Copy the records below, from the line containing "Reproduce this screenshot with HTML and CSS." through the last line; leave out pictures.

(RECORDS TO PROCESS)
──────

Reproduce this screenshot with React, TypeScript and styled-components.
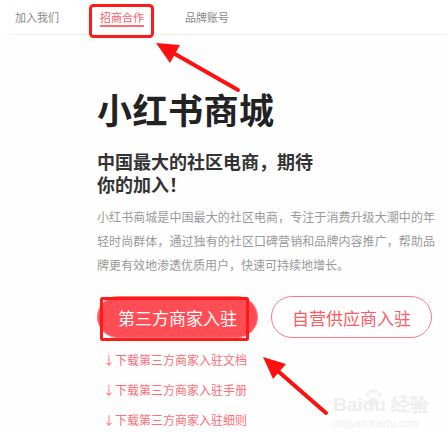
import styled, { createGlobalStyle } from 'styled-components';

const GlobalStyle = createGlobalStyle`
  html, body {
    margin: 0;
    padding: 0;
    background: #ffffff;
  }
  body {
    font-family: "Noto Sans CJK SC", "Noto Sans", sans-serif;
  }
`;

const navItems = [
  { label: '加入我们', active: false },
  { label: '招商合作', active: true },
  { label: '品牌账号', active: false },
];

const links = ['下载第三方商家入驻文档', '下载第三方商家入驻手册', '下载第三方商家入驻细则'];

export default function App() {
  return (
    <Page>
      <GlobalStyle />
      <Header>
        {navItems.map((item) => (
          <NavItem key={item.label} $active={item.active}>
            {item.label}
          </NavItem>
        ))}
      </Header>

      <Main>
        <Title>小红书商城</Title>
        <Subtitle>中国最大的社区电商，期待你的加入！</Subtitle>
        <Intro>
          小红书商城是中国最大的社区电商，专注于消费升级大潮中的年轻时尚群体，通过独有的社区口碑营销和品牌内容推广，帮助品牌更有效地渗透优质用户，快速可持续地增长。
        </Intro>

        <Buttons>
          <JoinButton $filled>第三方商家入驻</JoinButton>
          <JoinButton>自营供应商入驻</JoinButton>
        </Buttons>

        <Links>
          {links.map((l) => (
            <DownloadLink key={l}>↓{l}</DownloadLink>
          ))}
        </Links>
      </Main>

      <Watermark>
        <WatermarkLogo>
          Bai
          <Paw viewBox="0 0 24 22">
            <circle cx="5" cy="7" r="2.6" />
            <circle cx="10" cy="3" r="2.6" />
            <circle cx="15" cy="3" r="2.6" />
            <circle cx="20" cy="7" r="2.6" />
            <path d="M4 17 Q12 4 20 17 Q20 21 12 20 Q4 21 4 17 Z" />
          </Paw>
          du 经验
        </WatermarkLogo>
        <WatermarkUrl>jingyan.baidu.com</WatermarkUrl>
      </Watermark>

      <Annotations viewBox="0 0 447 445">
        <rect x="90.5" y="5.5" width="62" height="31" rx="3" />
        <rect x="101.5" y="298.5" width="146" height="41" rx="1" />
        <line x1="238" y1="90" x2="175" y2="54" />
        <polygon points="156,43 180,45 170,63" />
        <line x1="326" y1="413" x2="279" y2="372" />
        <polygon points="263,357 286,364 273,379" />
      </Annotations>
    </Page>
  );
}

const Page = styled.div`
  position: relative;
  width: 447px;
  height: 445px;
  overflow: hidden;
  background: #ffffff;
`;

const Header = styled.nav`
  display: flex;
  align-items: flex-start;
  gap: 41px;
  height: 35px;
  margin-left: 10px;
  padding: 10px 0 0 5px;
  box-sizing: border-box;
  border-bottom: 1px solid #f1f1f1;
  box-shadow: 0 2px 3px rgba(0, 0, 0, 0.03);
`;

const NavItem = styled.a<{ $active: boolean }>`
  display: block;
  font-size: 11px;
  line-height: 14px;
  padding-bottom: 1px;
  color: ${(p) => (p.$active ? '#ff5a63' : '#888888')};
  border-bottom: 2px solid ${(p) => (p.$active ? '#ff6b73' : 'transparent')};
  cursor: pointer;
`;

const Main = styled.main`
  display: flex;
  flex-direction: column;
  align-items: flex-start;
  padding: 52px 0 0 97px;
  background: #fefefe;
`;

const Title = styled.h1`
  margin: 0;
  font-size: 35px;
  line-height: 44px;
  font-weight: 700;
  color: #222222;
  letter-spacing: 0.5px;
`;

const Subtitle = styled.h2`
  margin: 19px 0 0;
  width: 222px;
  font-size: 18px;
  line-height: 23px;
  font-weight: 700;
  color: #333333;
`;

const Intro = styled.p`
  margin: 9px 0 0;
  width: 338px;
  font-size: 12px;
  line-height: 24px;
  color: #999999;
  text-align: justify;
`;

const Buttons = styled.div`
  display: flex;
  gap: 13px;
  margin-top: 19px;
`;

const JoinButton = styled.button<{ $filled?: boolean }>`
  width: 161px;
  height: 42px;
  border-radius: 21px;
  border: 1px solid #ff7a80;
  background: ${(p) => (p.$filled ? '#ff4d55' : '#ffffff')};
  color: ${(p) => (p.$filled ? '#ffffff' : '#ff5a62')};
  font-family: "Noto Sans CJK SC", sans-serif;
  font-size: 17px;
  cursor: pointer;
  padding: 0;
`;

const Links = styled.div`
  display: flex;
  flex-direction: column;
  gap: 13px;
  margin: 13px 0 0 6px;
`;

const DownloadLink = styled.a`
  font-size: 12px;
  line-height: 17px;
  color: #ff6f77;
  cursor: pointer;
`;

const Watermark = styled.div`
  position: absolute;
  left: 333px;
  top: 389px;
  display: flex;
  flex-direction: column;
  color: #eeeeee;
  font-family: "Liberation Sans", sans-serif;
`;

const WatermarkLogo = styled.div`
  display: flex;
  align-items: flex-end;
  font-size: 19px;
  font-weight: 700;
  line-height: 20px;
`;

const Paw = styled.svg`
  width: 20px;
  height: 18px;
  margin: 0 -20px 8px 0;
  fill: #f2f2f2;
`;

const WatermarkUrl = styled.div`
  font-size: 10px;
  margin-top: 3px;
  letter-spacing: 0.3px;
`;

const Annotations = styled.svg`
  position: absolute;
  inset: 0;
  width: 447px;
  height: 445px;
  pointer-events: none;

  rect {
    fill: none;
    stroke: #ff1a1a;
    stroke-width: 3;
  }
  line {
    stroke: #ff1010;
    stroke-width: 4;
    stroke-linecap: round;
  }
  polygon {
    fill: #ff1010;
  }
`;
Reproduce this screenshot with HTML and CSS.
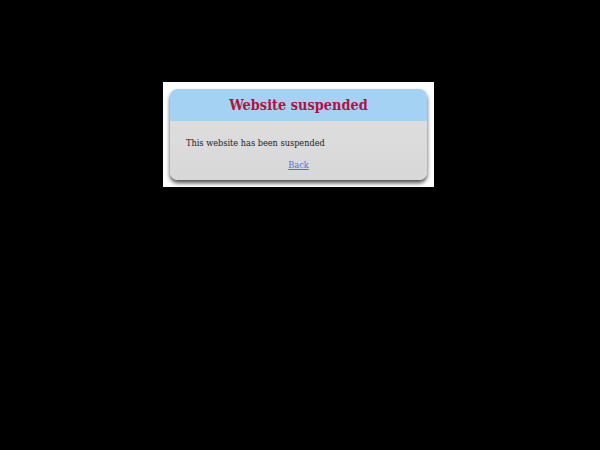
FILE: index.html
```html
<!DOCTYPE html>
<html>
<head>
<meta charset="utf-8">
<link rel="stylesheet" href="styles.css">
</head>
<body>
<div class="frame">
  <div class="card">
    <div class="card-head">Website suspended</div>
    <div class="card-body">
      <p class="msg">This website has been suspended</p>
      <p class="back"><a href="#">Back</a></p>
    </div>
  </div>
</div>
</body>
</html>
```
FILE: styles.css
```css
html, body {
  margin: 0;
  padding: 0;
  background: #000;
}
body {
  font-family: "DejaVu Serif Condensed", "DejaVu Serif", serif;
  font-stretch: condensed;
  padding-top: 82px;
}
.frame {
  width: 257px;
  margin-left: 163px;
  background: #fff;
  padding: 7px;
}
.card {
  border-radius: 8px;
  overflow: hidden;
  background: linear-gradient(#e0e0e0, #d8d8d8);
  box-shadow: 0 3px 4px rgba(0,0,0,0.7);
}
.card-head {
  background: #a3d2f3;
  height: 32px;
  line-height: 31px;
  text-align: center;
  color: #b8103e;
  font-weight: bold;
  font-size: 14.4px;
}
.card-body {
  padding: 17px 16px 10px 16px;
  font-size: 9.1px;
  color: #222;
}
.msg {
  margin: 0 0 12px 0;
}
.back {
  margin: 0;
  text-align: center;
}
.back a {
  color: #5070e0;
}
```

──────

(ANSWER TO THIS TASK)
Reproduce this screenshot with HTML and CSS.
FILE: index.html
```html
<!DOCTYPE html>
<html>
<head>
<meta charset="utf-8">
<link rel="stylesheet" href="styles.css">
</head>
<body>
<div class="frame">
  <div class="card">
    <div class="card-head">Website suspended</div>
    <div class="card-body">
      <p class="msg">This website has been suspended</p>
      <p class="back"><a href="#">Back</a></p>
    </div>
  </div>
</div>
</body>
</html>
```
FILE: styles.css
```css
html, body {
  margin: 0;
  padding: 0;
  background: #000;
}
body {
  font-family: "DejaVu Serif Condensed", "DejaVu Serif", serif;
  font-stretch: condensed;
  padding-top: 82px;
}
.frame {
  width: 257px;
  margin-left: 163px;
  background: #fff;
  padding: 7px;
}
.card {
  border-radius: 8px;
  overflow: hidden;
  background: linear-gradient(#e0e0e0, #d8d8d8);
  box-shadow: 0 3px 4px rgba(0,0,0,0.7);
}
.card-head {
  background: #a3d2f3;
  height: 32px;
  line-height: 31px;
  text-align: center;
  color: #b8103e;
  font-weight: bold;
  font-size: 14.4px;
}
.card-body {
  padding: 17px 16px 10px 16px;
  font-size: 9.1px;
  color: #222;
}
.msg {
  margin: 0 0 12px 0;
}
.back {
  margin: 0;
  text-align: center;
}
.back a {
  color: #5070e0;
}
```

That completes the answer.